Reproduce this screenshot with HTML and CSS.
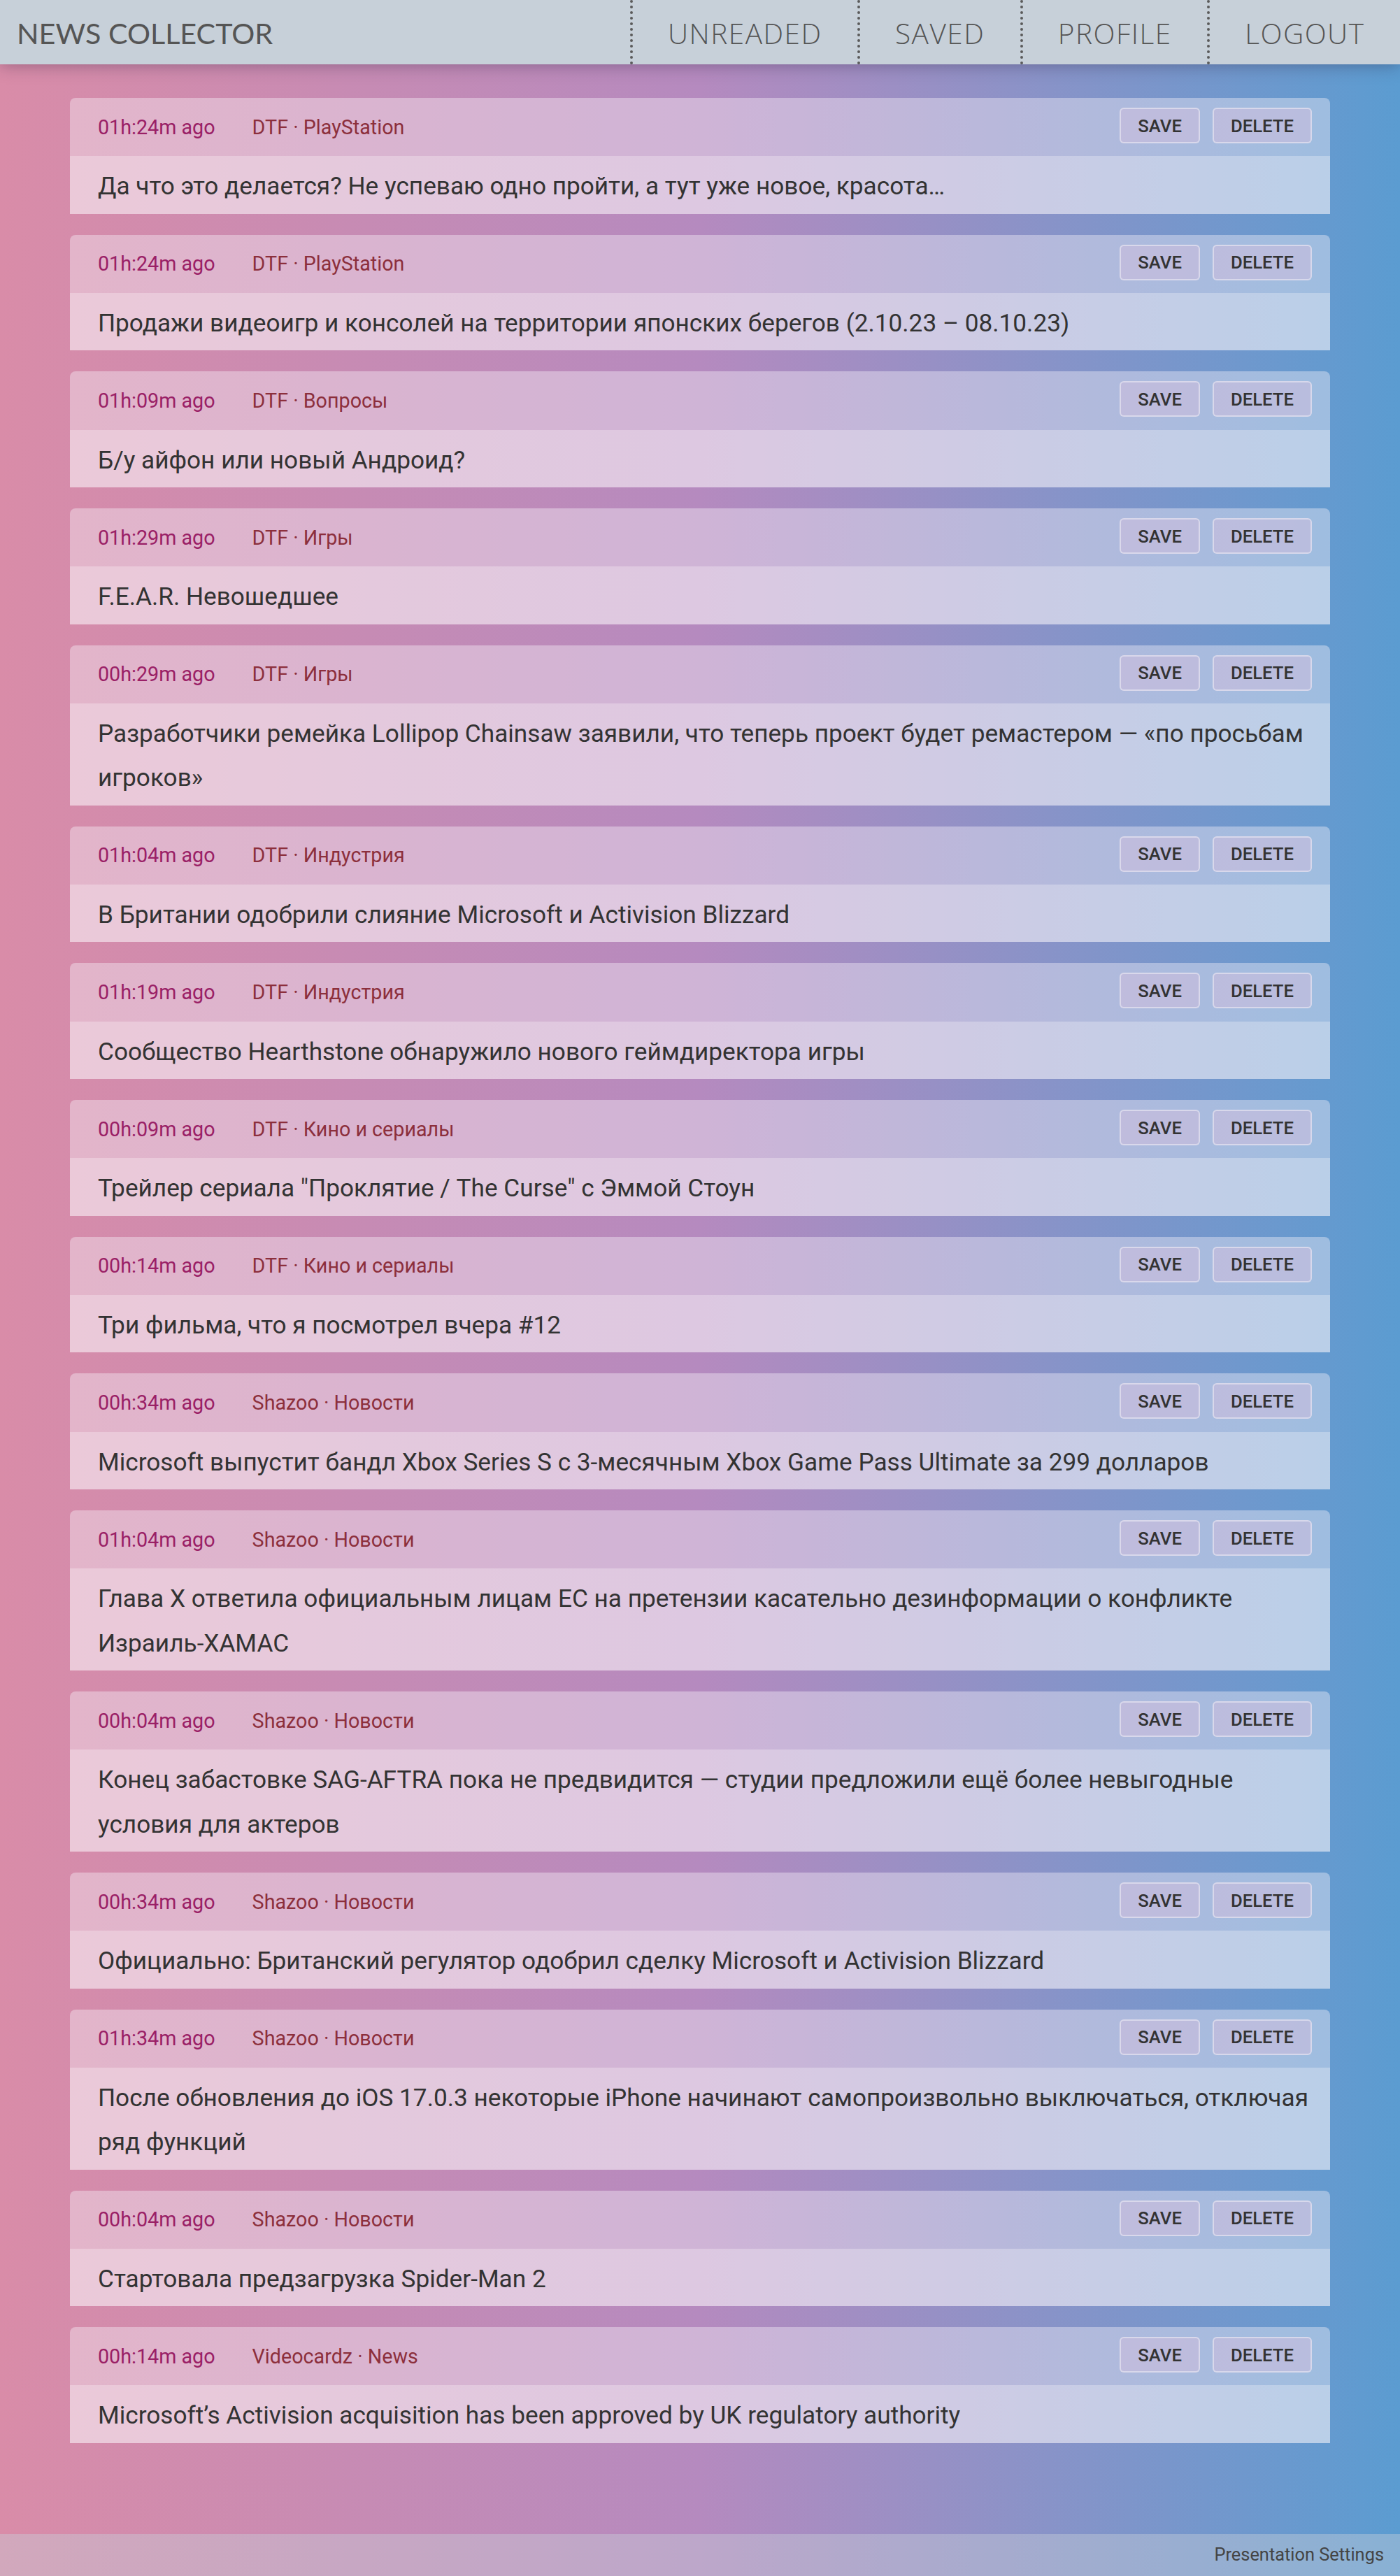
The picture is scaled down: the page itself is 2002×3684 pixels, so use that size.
FILE: index.html
```html
<!DOCTYPE html>
<html lang="ru">
<head>
<meta charset="utf-8">
<title>News Collector</title>
<link rel="stylesheet" href="styles.css">
</head>
<body>
<header class="topbar">
  <div class="brand">NEWS COLLECTOR</div>
  <nav class="nav">
    <a class="nav-item" href="#">UNREADED</a>
    <a class="nav-item" href="#">SAVED</a>
    <a class="nav-item" href="#">PROFILE</a>
    <a class="nav-item" href="#">LOGOUT</a>
  </nav>
</header>
<main class="feed">
  <article class="card"><div class="card-head"><span class="time">01h:24m ago</span><span class="source">DTF · PlayStation</span><div class="actions"><button class="btn">SAVE</button><button class="btn">DELETE</button></div></div><div class="card-body">Да что это делается? Не успеваю одно пройти, а тут уже новое, красота…</div></article>
  <article class="card"><div class="card-head"><span class="time">01h:24m ago</span><span class="source">DTF · PlayStation</span><div class="actions"><button class="btn">SAVE</button><button class="btn">DELETE</button></div></div><div class="card-body">Продажи видеоигр и консолей на территории японских берегов (2.10.23 – 08.10.23)</div></article>
  <article class="card"><div class="card-head"><span class="time">01h:09m ago</span><span class="source">DTF · Вопросы</span><div class="actions"><button class="btn">SAVE</button><button class="btn">DELETE</button></div></div><div class="card-body">Б/у айфон или новый Андроид?</div></article>
  <article class="card"><div class="card-head"><span class="time">01h:29m ago</span><span class="source">DTF · Игры</span><div class="actions"><button class="btn">SAVE</button><button class="btn">DELETE</button></div></div><div class="card-body">F.E.A.R. Невошедшее</div></article>
  <article class="card"><div class="card-head"><span class="time">00h:29m ago</span><span class="source">DTF · Игры</span><div class="actions"><button class="btn">SAVE</button><button class="btn">DELETE</button></div></div><div class="card-body">Разработчики ремейка Lollipop Chainsaw заявили, что теперь проект будет ремастером — «по просьбам игроков»</div></article>
  <article class="card"><div class="card-head"><span class="time">01h:04m ago</span><span class="source">DTF · Индустрия</span><div class="actions"><button class="btn">SAVE</button><button class="btn">DELETE</button></div></div><div class="card-body">В Британии одобрили слияние Microsoft и Activision Blizzard</div></article>
  <article class="card"><div class="card-head"><span class="time">01h:19m ago</span><span class="source">DTF · Индустрия</span><div class="actions"><button class="btn">SAVE</button><button class="btn">DELETE</button></div></div><div class="card-body">Сообщество Hearthstone обнаружило нового геймдиректора игры</div></article>
  <article class="card"><div class="card-head"><span class="time">00h:09m ago</span><span class="source">DTF · Кино и сериалы</span><div class="actions"><button class="btn">SAVE</button><button class="btn">DELETE</button></div></div><div class="card-body">Трейлер сериала "Проклятие / The Curse" с Эммой Стоун</div></article>
  <article class="card"><div class="card-head"><span class="time">00h:14m ago</span><span class="source">DTF · Кино и сериалы</span><div class="actions"><button class="btn">SAVE</button><button class="btn">DELETE</button></div></div><div class="card-body">Три фильма, что я посмотрел вчера #12</div></article>
  <article class="card"><div class="card-head"><span class="time">00h:34m ago</span><span class="source">Shazoo · Новости</span><div class="actions"><button class="btn">SAVE</button><button class="btn">DELETE</button></div></div><div class="card-body">Microsoft выпустит бандл Xbox Series S с 3-месячным Xbox Game Pass Ultimate за 299 долларов</div></article>
  <article class="card"><div class="card-head"><span class="time">01h:04m ago</span><span class="source">Shazoo · Новости</span><div class="actions"><button class="btn">SAVE</button><button class="btn">DELETE</button></div></div><div class="card-body">Глава X ответила официальным лицам ЕС на претензии касательно дезинформации о конфликте Израиль-ХАМАС</div></article>
  <article class="card"><div class="card-head"><span class="time">00h:04m ago</span><span class="source">Shazoo · Новости</span><div class="actions"><button class="btn">SAVE</button><button class="btn">DELETE</button></div></div><div class="card-body">Конец забастовке SAG-AFTRA пока не предвидится — студии предложили ещё более невыгодные условия для актеров</div></article>
  <article class="card"><div class="card-head"><span class="time">00h:34m ago</span><span class="source">Shazoo · Новости</span><div class="actions"><button class="btn">SAVE</button><button class="btn">DELETE</button></div></div><div class="card-body">Официально: Британский регулятор одобрил сделку Microsoft и Activision Blizzard</div></article>
  <article class="card"><div class="card-head"><span class="time">01h:34m ago</span><span class="source">Shazoo · Новости</span><div class="actions"><button class="btn">SAVE</button><button class="btn">DELETE</button></div></div><div class="card-body">После обновления до iOS 17.0.3 некоторые iPhone начинают самопроизвольно выключаться, отключая ряд функций</div></article>
  <article class="card"><div class="card-head"><span class="time">00h:04m ago</span><span class="source">Shazoo · Новости</span><div class="actions"><button class="btn">SAVE</button><button class="btn">DELETE</button></div></div><div class="card-body">Стартовала предзагрузка Spider-Man 2</div></article>
  <article class="card"><div class="card-head"><span class="time">00h:14m ago</span><span class="source">Videocardz · News</span><div class="actions"><button class="btn">SAVE</button><button class="btn">DELETE</button></div></div><div class="card-body">Microsoft’s Activision acquisition has been approved by UK regulatory authority</div></article>
</main>
<footer class="footbar">
  <span class="foot-link">Presentation Settings</span>
</footer>
</body>
</html>
```

FILE: styles.css
```css
* { box-sizing: border-box; }

html, body {
  margin: 0;
  padding: 0;
}

body {
  font-family: Roboto, "Noto Sans", "Liberation Sans", sans-serif;
  color: #333;
  background: linear-gradient(to right, #d98ca8 0%, #b58abf 50%, #5b9cd1 100%);
  min-height: 100vh;
}

.topbar {
  position: relative;
  z-index: 2;
  height: 92px;
  background: #c7d0d9;
  display: flex;
  align-items: stretch;
  justify-content: space-between;
  box-shadow: 0 2px 22px rgba(40, 30, 60, 0.35);
}

.brand {
  font-family: Lato, "Open Sans", sans-serif;
  font-weight: 400;
  font-size: 41.3px;
  color: #555;
  display: flex;
  align-items: center;
  padding-left: 24px;
  padding-top: 2px;
}

.nav {
  display: flex;
  align-items: stretch;
}

.nav-item {
  font-family: "Open Sans", Lato, sans-serif;
  font-weight: 300;
  font-size: 40.5px;
  letter-spacing: 1.5px;
  color: #555;
  text-decoration: none;
  display: flex;
  align-items: center;
  padding: 2px 50.5px 0 50px;
  border-left: 4px dotted #5a5a5a;
}

.feed {
  padding: 48px 100px 130px;
  display: flex;
  flex-direction: column;
  gap: 30px;
}

.card {
  border-radius: 8px 8px 0 0;
  overflow: hidden;
}

.card-head {
  height: 83.33px;
  background: rgba(248, 242, 250, 0.4);
  display: flex;
  align-items: center;
  padding: 0 26px 0 40px;
  font-size: 28.7px;
}

.time {
  color: #9a2066;
  margin-right: 53px;
}

.source {
  color: #8c2f3c;
}

.actions {
  margin-left: auto;
  display: flex;
  gap: 18px;
  margin-top: -4px;
}

.btn {
  font-family: Roboto, "Liberation Sans", sans-serif;
  font-weight: 500;
  font-size: 25.7px;
  color: #333;
  height: 51px;
  padding: 0 24px;
  background: rgba(205, 190, 220, 0.55);
  border: 2px solid rgba(235, 235, 245, 0.6);
  border-radius: 6px;
  cursor: pointer;
}

.card-body {
  background: rgba(252, 248, 252, 0.57);
  padding: 12px 22px 7px 40px;
  font-size: 35.2px;
  line-height: 63.33px;
  color: #333;
}

.footbar {
  height: 60px;
  background: rgba(199, 208, 217, 0.42);
  display: flex;
  align-items: center;
  justify-content: flex-end;
  padding: 0 23px 2px 0;
  font-size: 25.4px;
  color: #444;
}
```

→ **What you have to do**
Which lines hold the string "size"? List them all.

→ **Task output**
The picture is scaled down: the page itself is 2002×3684 pixels, so use that size.
  font-size: 41.3px;
  font-size: 40.5px;
  font-size: 28.7px;
  font-size: 25.7px;
  font-size: 35.2px;
  font-size: 25.4px;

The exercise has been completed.